# Maybe Moving to Malaysia



## TBMoney (Jan 22, 2014)

Hi All,

I’ll be moving to either Jakarta, Kuala Lumpur or Bangkok in July. I’ve read a few books on the cities and have colleagues based there – so I’m not to worried.

My ex-wife (with whom I have 2 children) has told me I need to check my policies (such as life and medical) to see if they apply overseas. Does anybody know of any UK based companies that would do this for me – or if it is more economical – Thailand, Malaysia o Indonesian based companies that would offer this for an expatriate?

Additionally, my children ideally would be coming over for the summer holidays which should be 6-7 weeks. Would I need extended visas for them? If yes, could I obtain them from the British embassy?

Thanks in advance!


----------



## CC Gurney (Jan 26, 2014)

All I know about is Malaysia as I live there. You don't need visa as upon entering the country everybody automatically gets a visa for 3 months.

Local insurances here a no good! They only cover what you have never suffered from and once you've suffered from it, they stop covering it. 

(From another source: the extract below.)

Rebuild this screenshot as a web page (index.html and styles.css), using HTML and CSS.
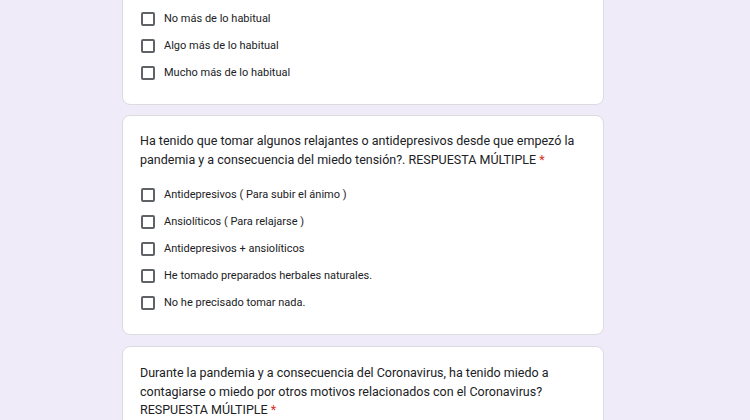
FILE: index.html
```html
<!DOCTYPE html>
<html lang="es">
<head>
    <meta charset="UTF-8">
    <title>Formulario</title>
    <link rel="stylesheet" href="styles.css">
</head>
<body>
    <div class="form-wrap">
        <div class="card card-cut">
            <div class="options">
                <label class="option"><span class="box"></span>No más de lo habitual</label>
                <label class="option"><span class="box"></span>Algo más de lo habitual</label>
                <label class="option"><span class="box"></span>Mucho más de lo habitual</label>
            </div>
        </div>

        <div class="card">
            <div class="question">Ha tenido que tomar algunos relajantes o antidepresivos desde que empezó la pandemia y a consecuencia del miedo tensión?. RESPUESTA MÚLTIPLE <span class="req">*</span></div>
            <div class="options">
                <label class="option"><span class="box"></span>Antidepresivos ( Para subir el ánimo )</label>
                <label class="option"><span class="box"></span>Ansiolíticos ( Para relajarse )</label>
                <label class="option"><span class="box"></span>Antidepresivos + ansiolíticos</label>
                <label class="option"><span class="box"></span>He tomado preparados herbales naturales.</label>
                <label class="option"><span class="box"></span>No he precisado tomar nada.</label>
            </div>
        </div>

        <div class="card card-last">
            <div class="question">Durante la pandemia y a consecuencia del Coronavirus, ha tenido miedo a contagiarse o miedo por otros motivos relacionados con el Coronavirus? RESPUESTA MÚLTIPLE <span class="req">*</span></div>
        </div>
    </div>
</body>
</html>
```

FILE: styles.css
```css
body {
    margin: 0;
    background-color: #f0ebf8;
    font-family: Roboto, "Liberation Sans", Arial, sans-serif;
    color: #202124;
    overflow: hidden;
}

.form-wrap {
    width: 482px;
    margin-left: 122px;
    display: flex;
    flex-direction: column;
    gap: 10px;
}

.card {
    background-color: #fff;
    border: 1px solid #dadce0;
    border-radius: 8px;
    padding: 16px 17px 18px;
}

.card-cut {
    margin-top: -20px;
    padding-top: 24px;
}

.card-last {
    margin-top: 1px;
    padding-top: 17px;
    padding-bottom: 60px;
}

.question {
    font-size: 12.5px;
    line-height: 18.5px;
    margin-bottom: 12px;
}

.req {
    color: #d93025;
}

.options {
    display: flex;
    flex-direction: column;
}

.option {
    display: flex;
    align-items: center;
    height: 27px;
    font-size: 11px;
}

.box {
    width: 14px;
    height: 14px;
    box-sizing: border-box;
    border: 2px solid #5f6368;
    border-radius: 2px;
    margin-left: 1px;
    margin-right: 9px;
}
```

TIP: read up on Penang! SO much nicer to live than KL! '-)


----------



## rabbitone (Jan 18, 2014)

Are you sure everybody gets the 90 day visa because I read in immigration, that does not apply to Filipinas.


----------



## CC Gurney (Jan 26, 2014)

No, I think people from poorer countries like Philippines and Indonesia and such only get 30 days indeed


----------